:: Data lines ::
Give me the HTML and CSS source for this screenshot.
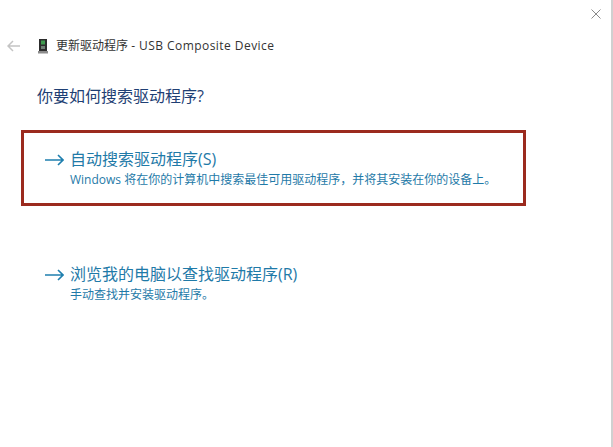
FILE: index.html
```html
<!DOCTYPE html>
<html lang="zh-CN">
<head>
<meta charset="utf-8">
<title>更新驱动程序</title>
<link rel="stylesheet" href="styles.css">
</head>
<body>
<div class="window">
  <div class="topbar">
    <svg class="close" width="10" height="10" viewBox="0 0 10 10"><path d="M.5.5l9 9M9.5.5l-9 9" stroke="#8a8a8a" stroke-width="1" fill="none"/></svg>
  </div>
  <div class="titlebar">
    <svg class="back" width="13" height="12" viewBox="0 0 13 12"><path d="M6 1L1 6l5 5M1 6h12" stroke="#c4c4c4" stroke-width="1.5" fill="none"/></svg>
    <svg class="device" width="10" height="15" viewBox="0 0 10 15"><rect x="1" y="0" width="8" height="12" fill="#2c2c2c"/><rect x="3" y="1.5" width="4" height="4" fill="#3f9a4e"/><rect x="3" y="7" width="4" height="3" fill="#6f7f74"/><rect x="0" y="12" width="10" height="2.5" fill="#8c8c8c"/></svg>
    <span class="title">更新驱动程序 <span class="title-latin">- USB Composite Device</span></span>
  </div>
  <h1 class="heading">你要如何搜索驱动程序?</h1>
  <div class="option selected">
    <svg class="arrow" width="19" height="12" viewBox="0 0 19 12"><path d="M13 1l5 5-5 5M18 6H0" stroke="#1f7fae" stroke-width="1.6" fill="none"/></svg>
    <div class="option-text">
      <div class="option-title">自动搜索驱动程序(S)</div>
      <div class="option-desc">Windows 将在你的计算机中搜索最佳可用驱动程序，并将其安装在你的设备上。</div>
    </div>
  </div>
  <div class="option second">
    <svg class="arrow" width="19" height="12" viewBox="0 0 19 12"><path d="M13 1l5 5-5 5M18 6H0" stroke="#1f7fae" stroke-width="1.6" fill="none"/></svg>
    <div class="option-text">
      <div class="option-title">浏览我的电脑以查找驱动程序(R)</div>
      <div class="option-desc">手动查找并安装驱动程序。</div>
    </div>
  </div>
</div>
</body>
</html>
```
FILE: styles.css
```css
html, body {
  margin: 0;
  padding: 0;
  background: #fff;
}
.window {
  width: 613px;
  height: 447px;
  box-sizing: border-box;
  border-right: 2px solid #d0d0d0;
  overflow: hidden;
  font-family: "Open Sans", "Noto Sans CJK SC", sans-serif;
}
.topbar {
  height: 9px;
  padding-top: 9px;
  display: flex;
  justify-content: flex-end;
  padding-right: 10px;
}
.close {
  display: block;
}
.titlebar {
  display: flex;
  align-items: center;
  height: 16px;
  margin-top: 20px;
  padding-left: 7px;
}
.back {
  margin-right: 18px;
}
.device {
  margin-right: 8px;
}
.title {
  font-size: 12px;
  line-height: 16px;
  color: #333;
  white-space: nowrap;
}
.title-latin {
  letter-spacing: 0.45px;
}
.heading {
  margin: 30px 0 0 37px;
  font-size: 16px;
  line-height: 24px;
  font-weight: 400;
  color: #1f3f74;
}
.option {
  display: flex;
  align-items: flex-start;
  box-sizing: border-box;
  width: 505px;
  height: 76px;
  margin-left: 21px;
  padding: 15px 0 0 21px;
  border: 3px solid transparent;
}
.selected {
  margin-top: 22px;
  border-color: #9b2a1e;
}
.second {
  margin-top: 39px;
}
.arrow {
  margin-top: 6px;
  margin-right: 6px;
  flex: none;
}
.option-title {
  font-size: 16px;
  line-height: 23px;
  color: #1f7aa8;
  white-space: nowrap;
}
.option-desc {
  font-size: 12px;
  line-height: 17px;
  color: #1f7aa8;
  white-space: nowrap;
}
```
:::
Written instruction:
Output the data above without changes, apart from leaving out the pictures.

Exercise solution:
Give me the HTML and CSS source for this screenshot.
FILE: index.html
```html
<!DOCTYPE html>
<html lang="zh-CN">
<head>
<meta charset="utf-8">
<title>更新驱动程序</title>
<link rel="stylesheet" href="styles.css">
</head>
<body>
<div class="window">
  <div class="topbar">
    <svg class="close" width="10" height="10" viewBox="0 0 10 10"><path d="M.5.5l9 9M9.5.5l-9 9" stroke="#8a8a8a" stroke-width="1" fill="none"/></svg>
  </div>
  <div class="titlebar">
    <svg class="back" width="13" height="12" viewBox="0 0 13 12"><path d="M6 1L1 6l5 5M1 6h12" stroke="#c4c4c4" stroke-width="1.5" fill="none"/></svg>
    <svg class="device" width="10" height="15" viewBox="0 0 10 15"><rect x="1" y="0" width="8" height="12" fill="#2c2c2c"/><rect x="3" y="1.5" width="4" height="4" fill="#3f9a4e"/><rect x="3" y="7" width="4" height="3" fill="#6f7f74"/><rect x="0" y="12" width="10" height="2.5" fill="#8c8c8c"/></svg>
    <span class="title">更新驱动程序 <span class="title-latin">- USB Composite Device</span></span>
  </div>
  <h1 class="heading">你要如何搜索驱动程序?</h1>
  <div class="option selected">
    <svg class="arrow" width="19" height="12" viewBox="0 0 19 12"><path d="M13 1l5 5-5 5M18 6H0" stroke="#1f7fae" stroke-width="1.6" fill="none"/></svg>
    <div class="option-text">
      <div class="option-title">自动搜索驱动程序(S)</div>
      <div class="option-desc">Windows 将在你的计算机中搜索最佳可用驱动程序，并将其安装在你的设备上。</div>
    </div>
  </div>
  <div class="option second">
    <svg class="arrow" width="19" height="12" viewBox="0 0 19 12"><path d="M13 1l5 5-5 5M18 6H0" stroke="#1f7fae" stroke-width="1.6" fill="none"/></svg>
    <div class="option-text">
      <div class="option-title">浏览我的电脑以查找驱动程序(R)</div>
      <div class="option-desc">手动查找并安装驱动程序。</div>
    </div>
  </div>
</div>
</body>
</html>
```
FILE: styles.css
```css
html, body {
  margin: 0;
  padding: 0;
  background: #fff;
}
.window {
  width: 613px;
  height: 447px;
  box-sizing: border-box;
  border-right: 2px solid #d0d0d0;
  overflow: hidden;
  font-family: "Open Sans", "Noto Sans CJK SC", sans-serif;
}
.topbar {
  height: 9px;
  padding-top: 9px;
  display: flex;
  justify-content: flex-end;
  padding-right: 10px;
}
.close {
  display: block;
}
.titlebar {
  display: flex;
  align-items: center;
  height: 16px;
  margin-top: 20px;
  padding-left: 7px;
}
.back {
  margin-right: 18px;
}
.device {
  margin-right: 8px;
}
.title {
  font-size: 12px;
  line-height: 16px;
  color: #333;
  white-space: nowrap;
}
.title-latin {
  letter-spacing: 0.45px;
}
.heading {
  margin: 30px 0 0 37px;
  font-size: 16px;
  line-height: 24px;
  font-weight: 400;
  color: #1f3f74;
}
.option {
  display: flex;
  align-items: flex-start;
  box-sizing: border-box;
  width: 505px;
  height: 76px;
  margin-left: 21px;
  padding: 15px 0 0 21px;
  border: 3px solid transparent;
}
.selected {
  margin-top: 22px;
  border-color: #9b2a1e;
}
.second {
  margin-top: 39px;
}
.arrow {
  margin-top: 6px;
  margin-right: 6px;
  flex: none;
}
.option-title {
  font-size: 16px;
  line-height: 23px;
  color: #1f7aa8;
  white-space: nowrap;
}
.option-desc {
  font-size: 12px;
  line-height: 17px;
  color: #1f7aa8;
  white-space: nowrap;
}
```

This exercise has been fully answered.